Плохо, что в нашем жилье, как и у Степана Ивановича, нет репродуктора — без радио как в темном лесу, даже не знаешь, когда объявляется воздушная тревога, узнаешь о ней, когда уже свист, разрывы бомб… А может, так и лучше. Еще было бы лучше, будь в квартире соседи, а так мы как замурованные в склепе. Голодные бессонные ночи создавали впечатление, что во всем городе я и мама — единственные жители…
«В канун 24-й годовщины Октября на город упало более 100 бомб весом от 50 до 1000 кг. Впервые — бомбы замедленного действия с часовым механизмом и другими приспособлениями. Пострадали 333 ленинградца. Кроме того, обстрелы с 11.35 до 18.50, а в 21.00 — новый обстрел. Детям к празднику выдавали по 200 гр. сметаны и по 100 гр. картофельной муки. Взрослым — по 5 соленых помидорин»…
Доклад И. В. Сталина.
В Таврический сад упал сбитый вражеский самолет — бомбардировщик.

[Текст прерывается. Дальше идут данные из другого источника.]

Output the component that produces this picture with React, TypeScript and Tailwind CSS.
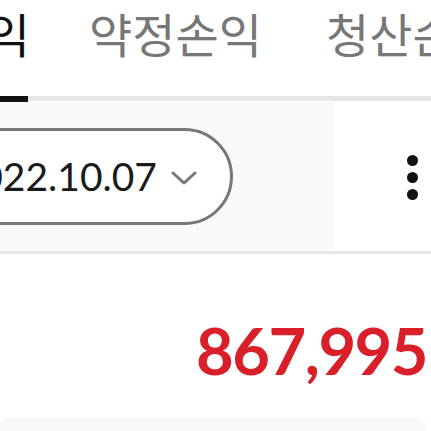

Говорят, что летчика поймали — он на парашюте спустился. Людей собралось много, все возбуждены, делятся новостями — о маленьких и больших удачах на фронтах, о сборе теплых вещей воинам, о начавшемся партизанском движении. Потом стали придумывать, какой бы казнью казнили Гитлера, окажись он вдруг сейчас среди нас.
Очереди за хлебом огромные. Суровые, похудевшие, побледневшие ленинградцы. Хлеб мокрый, горьковатый — пайке хлеба можно придать любую форму… но если бы его было побольше!
Сейчас известно нам, что тот хлеб «имел до 40 процентов разных примесей: мешочная пыль (выбойка из мешков), мельничная пыль, отруби, проросшее зерно, рисовая лузга, кукурузные ростки, целлюлозная мука (из древесины)».
Долгими голодными ночами, в холоде нет здорового сна, а лишь дрема, провалы. На улице метель наметает сугробы, морозно. Прожекторы освещают небо — когда нужно помочь нашим зенитчикам сбить вражеский самолет.
«13 ноября снижены нормы хлеба:
войскам 1-й линии — 500 гр.,
войскам 2-й линии — 300 гр.,
рабочим — 300 гр.,
остальным — 150 гр.
В хлебе 25 процентов обработанной древесины».
Электричество только для важных объектов, госпиталей.
Тощаем, слабеем. Но двигаемся, работаем, верим.